Mehmet Şimşek ekonomi bakanı olduğu zaman kurun 26-28 arasına geleceğini dile getirmiştik. Sorun, kurun 28 seviyesinde tutulup tutulamayacağıydı. Kurun 28 seviyesinde tutulması için tek gereken batılı sermaye girişlerinin yoğun olarak yaşanmasıydı.

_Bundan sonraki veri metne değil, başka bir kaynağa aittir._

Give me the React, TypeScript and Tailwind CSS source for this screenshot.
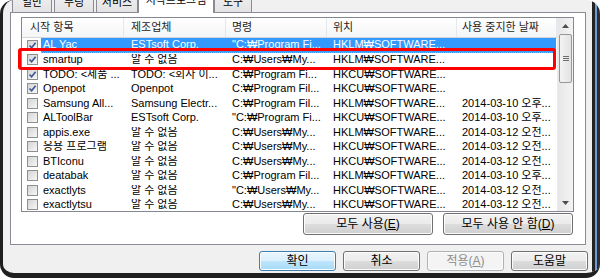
import React from "react";

type Row = {
  name: string;
  maker: string;
  cmd: string;
  loc: string;
  date: string;
  checked: boolean;
  selected?: boolean;
};

const rows: Row[] = [
  { name: "AL Yac", maker: "ESTsoft Corp.", cmd: "\"C:₩Program Fi...", loc: "HKLM₩SOFTWARE...", date: "", checked: true, selected: true },
  { name: "smartup", maker: "알 수 없음", cmd: "C:₩Users₩My...", loc: "HKLM₩SOFTWARE...", date: "", checked: true },
  { name: "TODO: <제품 ...", maker: "TODO: <회사 이...", cmd: "C:₩Program Fi...", loc: "HKCU₩SOFTWARE...", date: "", checked: true },
  { name: "Openpot", maker: "Openpot", cmd: "C:₩Program Fil...", loc: "HKCU₩SOFTWARE...", date: "", checked: true },
  { name: "Samsung All...", maker: "Samsung Electr...", cmd: "C:₩Program Fil...", loc: "HKLM₩SOFTWARE...", date: "2014-03-10 오후...", checked: false },
  { name: "ALToolBar", maker: "ESTsoft Corp.", cmd: "\"C:₩Program Fi...", loc: "HKCU₩SOFTWARE...", date: "2014-03-10 오후...", checked: false },
  { name: "appis.exe", maker: "알 수 없음", cmd: "C:₩Users₩My...", loc: "HKLM₩SOFTWARE...", date: "2014-03-12 오전...", checked: false },
  { name: "응용 프로그램", maker: "알 수 없음", cmd: "C:₩Users₩My...", loc: "HKCU₩SOFTWARE...", date: "2014-03-12 오전...", checked: false },
  { name: "BTIconu", maker: "알 수 없음", cmd: "C:₩Users₩My...", loc: "HKCU₩SOFTWARE...", date: "2014-03-12 오전...", checked: false },
  { name: "deatabak", maker: "알 수 없음", cmd: "C:₩Program Fil...", loc: "HKLM₩SOFTWARE...", date: "2014-03-10 오후...", checked: false },
  { name: "exactlyts", maker: "알 수 없음", cmd: "\"C:₩Users₩My...", loc: "HKCU₩SOFTWARE...", date: "2014-03-12 오전...", checked: false },
  { name: "exactlytsu", maker: "알 수 없음", cmd: "C:₩Users₩My...", loc: "HKCU₩SOFTWARE...", date: "2014-03-12 오전...", checked: false },
  { name: "", maker: "", cmd: "", loc: "", date: "", checked: false },
];

function CheckBox({ checked }: { checked: boolean }) {
  return (
    <div className="w-[11px] h-[11px] border border-[#8e8f8f] bg-[linear-gradient(135deg,#d4d4d4,#f7f7f7)] flex items-center justify-center shrink-0">
      {checked && (
        <svg width="9" height="9" viewBox="0 0 9 9">
          <path d="M1.5 4.5 L3.6 6.8 L7.6 1.8" fill="none" stroke="#3d5a94" strokeWidth="1.7" />
        </svg>
      )}
    </div>
  );
}

function Btn({ children, w, kind }: { children: React.ReactNode; w: string; kind?: "default" | "disabled" }) {
  let cls =
    "border-[#707070] bg-[linear-gradient(to_bottom,#f2f2f2_0%,#ebebeb_50%,#dddddd_50%,#cfcfcf_100%)] text-black";
  if (kind === "default")
    cls = "border-[#3c7fb1] bg-[linear-gradient(to_bottom,#eaf6fd_0%,#d9f0fc_50%,#bee6fd_50%,#a7d9f5_100%)] text-black";
  if (kind === "disabled") cls = "border-[#adb2b5] bg-[#f4f4f4] text-[#8c8c8c]";
  return (
    <div
      className={`${w} h-full rounded-[3px] border shadow-[inset_0_0_0_1px_#fcfcfc] flex items-center justify-center text-[12px] leading-none ${cls}`}
    >
      {children}
    </div>
  );
}

function Tab({ label, w, active }: { label: string; w: string; active?: boolean }) {
  if (active)
    return (
      <div className={`${w} h-[25px] mb-[-1px] mx-[-2px] bg-white border border-b-0 border-[#898c95] rounded-t-[2px] flex items-center justify-center pb-[1px] relative z-10`}>
        {label}
      </div>
    );
  return (
    <div className={`${w} h-[22px] bg-[linear-gradient(to_bottom,#f2f2f2,#e3e3e3)] border border-b-0 border-[#898c95] rounded-t-[2px] flex items-center justify-center pt-[1px]`}>
      {label}
    </div>
  );
}

export default function App() {
  return (
    <div className="relative w-[600px] h-[278px] bg-white overflow-hidden font-['Liberation_Sans','Noto_Sans_CJK_KR',sans-serif] text-[11px] text-black">
      <div className="w-[600px] h-[278px] rounded-[14px] overflow-hidden border-l-[3px] border-b-[5px] border-[#1f1f1f] bg-[#f0f0f0] flex">
        <div className="flex-1 flex flex-col">
          {/* tabs */}
          <div className="h-[12px] flex items-end pl-[9px] gap-[2px] text-[11px] leading-none relative z-10">
            <Tab label="일반" w="w-[40px]" />
            <Tab label="부팅" w="w-[40px]" />
            <Tab label="서비스" w="w-[42px]" />
            <Tab label="시작프로그램" w="w-[76px]" active />
            <Tab label="도구" w="w-[38px]" />
          </div>

          {/* panel */}
          <div className="ml-[7px] mr-[6px] h-[233px] border border-[#898c95] bg-white pt-[4px] pl-[10px] pr-[11px]">
            <div className="w-[553px] h-[195px] border border-[#828790] flex bg-white">
              <div className="flex-1 flex flex-col overflow-hidden">
                <div className="h-[20px] shrink-0 flex border-b border-[#d5d5d5] bg-[linear-gradient(to_bottom,#ffffff,#f4f5f7)] text-[#1e1e1e] leading-none">
                  <div className="w-[102px] pl-[8px] flex items-center border-r border-[#e3e8ee]">시작 항목</div>
                  <div className="w-[102px] pl-[7px] flex items-center border-r border-[#e3e8ee]">제조업체</div>
                  <div className="w-[101px] pl-[6px] flex items-center border-r border-[#e3e8ee]">명령</div>
                  <div className="w-[130px] pl-[6px] flex items-center border-r border-[#e3e8ee]">위치</div>
                  <div className="w-[100px] pl-[5px] flex items-center border-r border-[#e3e8ee]">사용 중지한 날짜</div>
                </div>
                {rows.map((r, i) => (
                  <div key={i} className="h-[14.5px] shrink-0 flex items-center leading-none whitespace-nowrap">
                    <div className="w-[19px] pl-[5px] flex items-center">
                      <CheckBox checked={r.checked} />
                    </div>
                    <div
                      className={`flex h-full items-center ${
                        r.selected ? "bg-[#3399ff] text-white border-b border-dotted border-[#c9a86a]" : ""
                      }`}
                    >
                      <div className="w-[83px] pl-[2px] overflow-hidden">{r.name}</div>
                      <div className="w-[102px] pl-[7px] overflow-hidden">{r.maker}</div>
                      <div className="w-[101px] pl-[6px] overflow-hidden">{r.cmd}</div>
                      <div className="w-[130px] pl-[6px] overflow-hidden">{r.loc}</div>
                      <div className="w-[99px] pl-[5px] overflow-hidden">{r.date}</div>
                    </div>
                  </div>
                ))}
              </div>
              {/* scrollbar */}
              <div className="w-[16px] flex flex-col bg-[linear-gradient(to_right,#e6e6e6,#f4f4f4)] border-l border-[#eaeaea]">
                <div className="h-[16px] flex items-center justify-center">
                  <svg width="7" height="4" viewBox="0 0 7 4">
                    <path d="M0 4 L3.5 0 L7 4 Z" fill="#4d4d4d" />
                  </svg>
                </div>
                <div className="h-[49px] mx-[1px] rounded-[2px] border border-[#979797] bg-[linear-gradient(to_right,#f3f3f3,#e2e2e2)] flex flex-col items-center justify-center gap-[1px]">
                  <div className="w-[6px] h-px bg-[#6e6e6e]" />
                  <div className="w-[6px] h-px bg-[#6e6e6e]" />
                  <div className="w-[6px] h-px bg-[#6e6e6e]" />
                </div>
                <div className="flex-1" />
                <div className="h-[16px] flex items-center justify-center">
                  <svg width="7" height="4" viewBox="0 0 7 4">
                    <path d="M0 0 L3.5 4 L7 0 Z" fill="#4d4d4d" />
                  </svg>
                </div>
              </div>
            </div>
            <div className="mt-[1px] h-[22px] flex justify-end gap-[10px] pr-[1px]">
              <Btn w="w-[130px]">
                모두 사용(<span className="underline">E</span>)
              </Btn>
              <Btn w="w-[130px]">
                모두 사용 안 함(<span className="underline">D</span>)
              </Btn>
            </div>
          </div>

          {/* dialog buttons */}
          <div className="mt-[6px] h-[20px] flex justify-end gap-[7px] pr-[4px]">
            <Btn w="w-[77px]" kind="default">확인</Btn>
            <Btn w="w-[77px]">취소</Btn>
            <Btn w="w-[77px]" kind="disabled">
              적용(<span className="underline">A</span>)
            </Btn>
            <Btn w="w-[77px]">도움말</Btn>
          </div>
        </div>
        {/* window edge behind */}
        <div className="w-[8px] flex">
          <div className="w-[3px] bg-[#232323]" />
          <div className="w-[2px] bg-[#6d9bd1]" />
          <div className="w-[3px] bg-[#2e2e2e]" />
        </div>
      </div>

      {/* red annotation box */}
      <div className="absolute left-[18px] top-[48px] w-[538px] h-[22px] border-[3px] border-[#ff0000] rounded-[3px]" />
    </div>
  );
}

Kuru sabit tutmak için Mehmet Şimşek elinden geleni yaptı. Önce faizler artırıldı ve yabancı finansal kurumlarla sürekli görüşmeler yapıldı. Ancak kendisininde dile getirdiği gibi bunda başarılı olamadı. Başarılı olamadı çünkü yabancıların gelmemesindeki ana sorun faiz değildi, Türkiyenin gri listede yer almasıydı. Şuanda ülkemizin gri listeden çıkartılması için çalışılıyor ancak bu kısa vadede olacak birşey değil.

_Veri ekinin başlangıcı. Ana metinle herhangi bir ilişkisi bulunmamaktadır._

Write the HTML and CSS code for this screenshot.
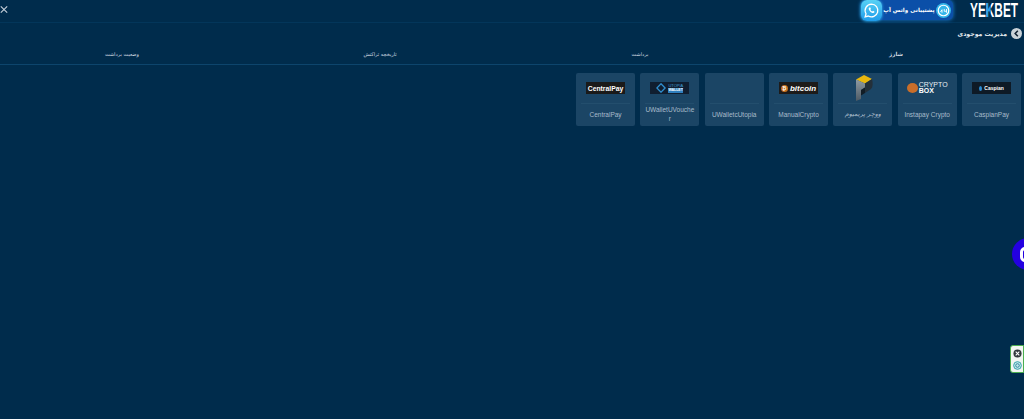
FILE: index.html
```html
<!DOCTYPE html>
<html lang="fa" dir="rtl">
<head>
<meta charset="utf-8">
<title>YEKBET</title>
<link rel="stylesheet" href="styles.css">
</head>
<body>
<div class="page">
  <header class="top">
    <svg class="logo" viewBox="0 0 50 20">
      <defs>
        <linearGradient id="logo-k" gradientUnits="userSpaceOnUse" x1="0" y1="0" x2="50" y2="0">
          <stop offset="0.36" stop-color="#ffffff"/>
          <stop offset="0.37" stop-color="#2a9fe8"/>
          <stop offset="0.44" stop-color="#2a9fe8"/>
          <stop offset="0.45" stop-color="#ffffff"/>
        </linearGradient>
      </defs>
      <text class="logo-text" x="1" y="17" textLength="48" lengthAdjust="spacingAndGlyphs" fill="url(#logo-k)">YEKBET</text>
    </svg>
    <div class="support">
      <span class="support-badge">
        <svg viewBox="0 0 20 20" class="support-ico"><circle cx="10" cy="10" r="7" fill="none" stroke="#fff" stroke-width="1.6"/><path d="M6 12l2-3v4M11 8v3h3M14 8v5" fill="none" stroke="#fff" stroke-width="1.2"/></svg>
      </span>
      <span class="support-text">پشتیبانی واتس آپ</span>
      <span class="wa">
        <svg viewBox="0 0 24 24" class="wa-ico"><path d="M12 3a9 9 0 0 0-7.700 13.600L3 21l4.500-1.200A9 9 0 1 0 12 3z" fill="none" stroke="#fff" stroke-width="1.8"/><path d="M8.800 7.600c-.8.7-1 1.900-.4 3.200 1 2.100 2.800 3.800 4.900 4.600 1.200.4 2.300 0 2.900-.9l-.2-1.100-1.900-.9-.9 1c-1.200-.5-2.200-1.500-2.800-2.700l.8-1-.8-2z" fill="#fff"/></svg>
      </span>
    </div>
    <button class="close" aria-label="close">
      <svg viewBox="0 0 10 10" class="close-ico"><path d="M1 1l8 8M9 1l-8 8" stroke="#c5d0da" stroke-width="1.4"/></svg>
    </button>
  </header>
  <div class="balance">
    <span class="back">
      <svg viewBox="0 0 10 10" class="back-ico"><path d="M6.200 2.500L3.800 5l2.400 2.500" fill="none" stroke="#123" stroke-width="1.4"/></svg>
    </span>
    <span class="balance-text">مدیریت موجودی</span>
  </div>
  <nav class="tabs">
    <a class="tab tab-active">شارژ</a>
    <a class="tab">برداشت</a>
    <a class="tab">تاریخچه تراکنش</a>
    <a class="tab tab-last">وضعیت برداشت</a>
  </nav>
  <section class="cards">
    <div class="card">
      <div class="card-logo"><span class="badge badge-caspian"><i class="drop"></i>Caspian</span></div>
      <div class="card-name">CaspianPay</div>
    </div>
    <div class="card">
      <div class="card-logo"><span class="cbox"><i class="cbox-coin"></i><span class="cbox-text"><span>CRYPTO</span><b>BOX</b></span></span></div>
      <div class="card-name">Instapay Crypto</div>
    </div>
    <div class="card">
      <div class="card-logo card-logo-tall">
        <svg viewBox="0 0 20 26" class="premium">
          <defs>
            <linearGradient id="prem-left" x1="0" y1="0" x2="0" y2="1">
              <stop offset="0" stop-color="#8f9aa2"/>
              <stop offset="1" stop-color="#4d5a65"/>
            </linearGradient>
          </defs>
          <path d="M3 4.500L11 0l8 4-7 4.500z" fill="#e8b70e"/>
          <path d="M12 8.500L19 4c1 4 1 8-1 10l-6 4z" fill="#24303a"/>
          <path d="M3 4.500l9 4v4l-4 2.500v9l-5 2z" fill="url(#prem-left)"/>
          <path d="M8 15l4-2.500V18l-4 2.500z" fill="#121d26"/>
        </svg>
      </div>
      <div class="card-name card-name-fa">ووچر پریمیوم</div>
    </div>
    <div class="card">
      <div class="card-logo"><span class="badge badge-btc"><i class="btc-coin">₿</i><em>bitcoin</em></span></div>
      <div class="card-name">ManualCrypto</div>
    </div>
    <div class="card">
      <div class="card-logo"></div>
      <div class="card-name">UWalletcUtopia</div>
    </div>
    <div class="card">
      <div class="card-logo"><span class="badge badge-utopia"><svg viewBox="0 0 12 12" class="utopia-ico"><path d="M6 1l5 5-5 5-5-5z" fill="none" stroke="#2f8fd0" stroke-width="1.6"/></svg><span class="utopia-text">UTOPIA<b>WALLET</b></span></span></div>
      <div class="card-name card-name-wrap">UWalletUVoucher</div>
    </div>
    <div class="card">
      <div class="card-logo"><span class="badge badge-central">CentralPay</span></div>
      <div class="card-name">CentralPay</div>
    </div>
  </section>
  <div class="chat"><span class="chat-c"></span></div>
  <div class="widget">
    <svg viewBox="0 0 10 10" class="widget-ico"><circle cx="5" cy="5" r="4.500" fill="#33383d"/><path d="M3 3l4 4M7 3l-4 4" stroke="#fff" stroke-width="1.2"/></svg>
    <svg viewBox="0 0 10 10" class="widget-ico"><circle cx="5" cy="5" r="4.300" fill="#bfe9ea" stroke="#2a9aa6" stroke-width="1"/><circle cx="5" cy="5" r="2" fill="none" stroke="#2a7f9a" stroke-width="1"/></svg>
  </div>
</div>
</body>
</html>
```
FILE: styles.css
```css
* { box-sizing: border-box; }
html, body { margin: 0; height: 100%; }
body { background: #002c4c; font-family: "DejaVu Sans", "Liberation Sans", sans-serif; overflow: hidden; }
.page { position: relative; height: 419px; width: 1024px; overflow: hidden; }

.top { height: 23px; display: flex; align-items: flex-start; border-bottom: 1px solid #03365a; padding-right: 5px; gap: 16px; }
.logo { width: 50px; height: 20px; flex: none; direction: ltr; }
.logo-text { font-family: "Liberation Sans", sans-serif; font-weight: 700; font-size: 20px; direction: ltr; }
.support { display: flex; align-items: center; height: 20px; background: #0b4fa8; width: 92px; border-radius: 5px; box-shadow: 0 0 4px #1c7fd6; flex: none; }
.support-badge { width: 15px; height: 15px; border-radius: 50%; background: #35b6ea; margin-right: 2px; display: flex; flex: none; }
.support-ico { width: 15px; height: 15px; }
.support-text { font-size: 5.6px; color: #fff; white-space: nowrap; flex: 1; text-align: center; font-weight: 700; }
.wa { width: 21px; height: 21px; background: linear-gradient(180deg, #58d2f5, #1f9cea); border-radius: 6px; display: flex; align-items: center; justify-content: center; flex: none; box-shadow: 0 0 3px #38c4ff; }
.wa-ico { width: 17px; height: 17px; }
.close { position: absolute; left: 0; top: 5px; background: none; border: 0; padding: 0; width: 8px; height: 9px; }
.close-ico { display: block; width: 8px; height: 9px; }

.balance { display: flex; align-items: center; height: 19px; padding: 1px 2px 0 0; gap: 4px; }
.back { width: 11px; height: 11px; background: #c9d2d8; border-radius: 50%; display: flex; }
.back-ico { width: 11px; height: 11px; }
.balance-text { font-size: 6.2px; color: #e8eef2; font-weight: 700; }

.tabs { display: grid; grid-template-columns: 256px 256px 264px 248px; height: 23px; border-bottom: 1px solid #0d456c; text-align: center; padding-top: 1px; }
.tab { font-size: 5px; line-height: 22px; color: #d5dde3; }
.tab-active { font-weight: 700; font-size: 5.5px; }
.tab-last { margin-right: 4px; }

.cards { display: flex; gap: 5.33px; padding: 8px 3px 0 0; }
.card { width: 59px; height: 53px; background: #1b4565; border-radius: 2px; display: flex; flex-direction: column; padding: 0 5px; }
.card-logo { height: 31px; border-bottom: 1px solid #234e6d; display: flex; align-items: center; justify-content: center; flex: none; }
.card-logo-tall { align-items: flex-start; }
.premium { width: 20px; height: 26px; margin-top: 2px; flex: none; }
.card-name { font-family: "Liberation Sans", sans-serif; font-size: 6.5px; color: #a9bccb; text-align: center; flex: 1; display: flex; align-items: center; justify-content: center; direction: ltr; line-height: 9px; margin: 0 -1px 2px; }
.card-name-wrap { word-break: break-all; }
.card-name-fa { font-family: "DejaVu Sans", sans-serif; font-style: italic; font-size: 6.5px; direction: rtl; }

.badge { display: flex; align-items: center; justify-content: center; width: 39px; height: 12px; background: #17191c; color: #fff; font-family: "Liberation Sans", sans-serif; direction: ltr; overflow: hidden; }
.badge-caspian { font-size: 5px; font-weight: 700; gap: 2px; background: #0e1a26; }
.drop { width: 3px; height: 5px; background: #2a8ad0; border-radius: 50%; }
.badge-btc { font-size: 8px; font-weight: 700; gap: 2px; background: #1d1b1a; }
.badge-btc em { font-style: italic; }
.btc-coin { width: 7px; height: 7px; background: #c6701f; border-radius: 50%; font-size: 5px; line-height: 7px; text-align: center; font-style: normal; font-family: "DejaVu Sans", sans-serif; }
.badge-utopia { gap: 2px; background: #101e30; }
.utopia-ico { width: 10px; height: 10px; }
.utopia-text { font-size: 4px; display: flex; flex-direction: column; line-height: 4.5px; color: #3f9ad6; }
.utopia-text b { color: #fff; background: #2f7fbe; font-size: 3.5px; }
.badge-central { font-size: 6.8px; font-weight: 700; background: #1a1a1a; }
.cbox { display: flex; align-items: center; direction: ltr; font-family: "Liberation Sans", sans-serif; gap: 1px; }
.cbox-coin { width: 11px; height: 10px; background: #c96e2a; border-radius: 50%; flex: none; }
.cbox-text { display: flex; flex-direction: column; font-size: 7px; line-height: 6.5px; color: #e6edf2; }
.cbox-text b { color: #fff; }

.chat { position: absolute; right: -20px; top: 238px; width: 32px; height: 32px; border-radius: 50%; background: #2400e0; }
.chat-c { position: absolute; left: 8px; top: 9px; width: 12px; height: 15px; border: 3px solid #fff; border-radius: 5px; }
.widget { position: absolute; right: 0; top: 345px; width: 14px; height: 28px; background: #f2f6f2; border: 1px solid #4caf50; border-radius: 3px 0 0 3px; display: flex; flex-direction: column; justify-content: center; align-items: center; gap: 3px; }
.widget-ico { width: 9px; height: 9px; }
```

Diğer bir konuda 20 yıllık süreçte meydana gelen ekonomideki yapısal değişim. Bir ülkenin yerel para biriminde değer kaybı yaşandığı zaman, o ülkedeki dış ticaret açığının kapanması beklenir. Ancak bu ülkemizde artık olmuyor. Ülkemiz 20 yıl sonra geldiği süreçte, yürütülen yanlış ekonomi politikaları neticesinde artık ne yaparsa yapsın dış ticaret açığı kapanmıyor. Dolayısıyla Türkiye ekonomisi için en ciddi sorun bu dış ticaret açığının eskisinden dahada kronik hale gelmesi.

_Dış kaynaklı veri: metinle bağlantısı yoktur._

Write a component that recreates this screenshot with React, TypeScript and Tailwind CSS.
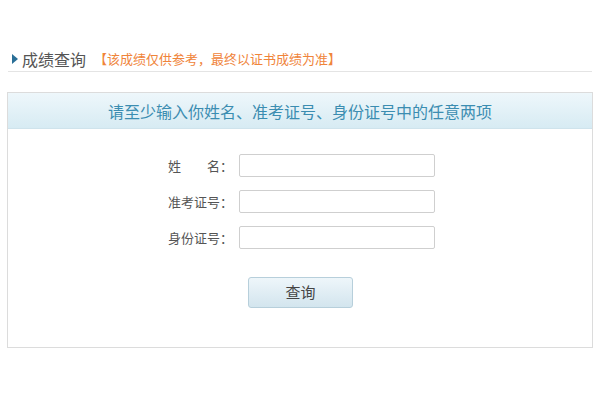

Ülkemizdeki dış ticaretin durumuna baktığımızda, Ekim ayında hem yıllık ve hemde aylık olarak ithalat ihracatın üzerinde gerçekleşmiş durumda. Ekim ayında 29 milyar dolar ithalat ve karşılığında 21 milyar dolar ihracat yapmışız, yani 8 milyar dolar dış ticaret açığı oluşmuş. 2023 Ocak-Ekim dönemindeyse İthalatımız 304 milyar dolar ve ihracatımız 210 milyar dolar olmuş. Yılın daha ilk 10 ayında neredeyse 100 milyar dolar dış ticaret açığı vermişiz. Bu büyüklükteki bir dış ticaret açığı merkez bankası net rezervlerinin birkaç kat üstünde.
Bu iki gerçeği biraraya getirdiğimizde lirada önümüzdeki aylarda değer kaybının hızlanarak devam etmesinden başka bir seçenek bulunmuyor. Teknik grafiği incelediğimizde ve dolardaki son iki aydaki trende baktığımızda. Doların Ocak 2024'te 20-31 lira arasında ve Haziran 2024'te en az 34-35 lira bandı aralığında olacağını net olarak öngörebiliyoruz.
Borsayadaki duruma gelirsek, borsanın şu andaki en büyük düşmanı yüksek mevduat faizleri. Borsanın son zamanlarda yönünü aşağı çevirmesindeki faktörlerden biriside mevduat faizlerindeki bu ciddi yükseliş. Görünüşe göre Merkez Bankası faiz oranlarını artırmaya devam edecek ve buda borsaya yönelen parayı azaltacaktır.
İşin aslı, çok büyük bir kesim borsada büyük hayaller yazar ancak çok küçük bir kesim fahiş karlar elde eder. Birçok küçük yatırımcı borsada ya zarar etmekte yada küçük karlarla yetinmekte. Siz vatandaşa yüzde 40larda net faiz getirisi sunduğunuzda,borsanın bir avantajı onlar için kalmıyor.
Borsada bilançoların iyi gelmesi ve ekonomik durgunlukla ilgili makro verilerin henüz oluşmaması nedeniyle borsanın biraz daha yukarı gitmeye zamanı ve potansiyeli var. Ancak endeks 10bin seviyesinin üzerinde trendini sürdürmeye zorlanabilir. Yüksek mevduat faizleri, harcama ve gelirleri azaltıcı politikaların etkisini göstermeye başlaması ve yabancı fonların gelmemesi borsaya birkaç ay sürecek bir yatay seyir içine sokabilir. Bu yüzden borsanın bu seviyelerden ucuz hisseleri almak yararımıza olacaktır.
Evet, beni izlediğiniz için teşekkür ederim, bir sonraki analizde yeniden görüşmek üzere.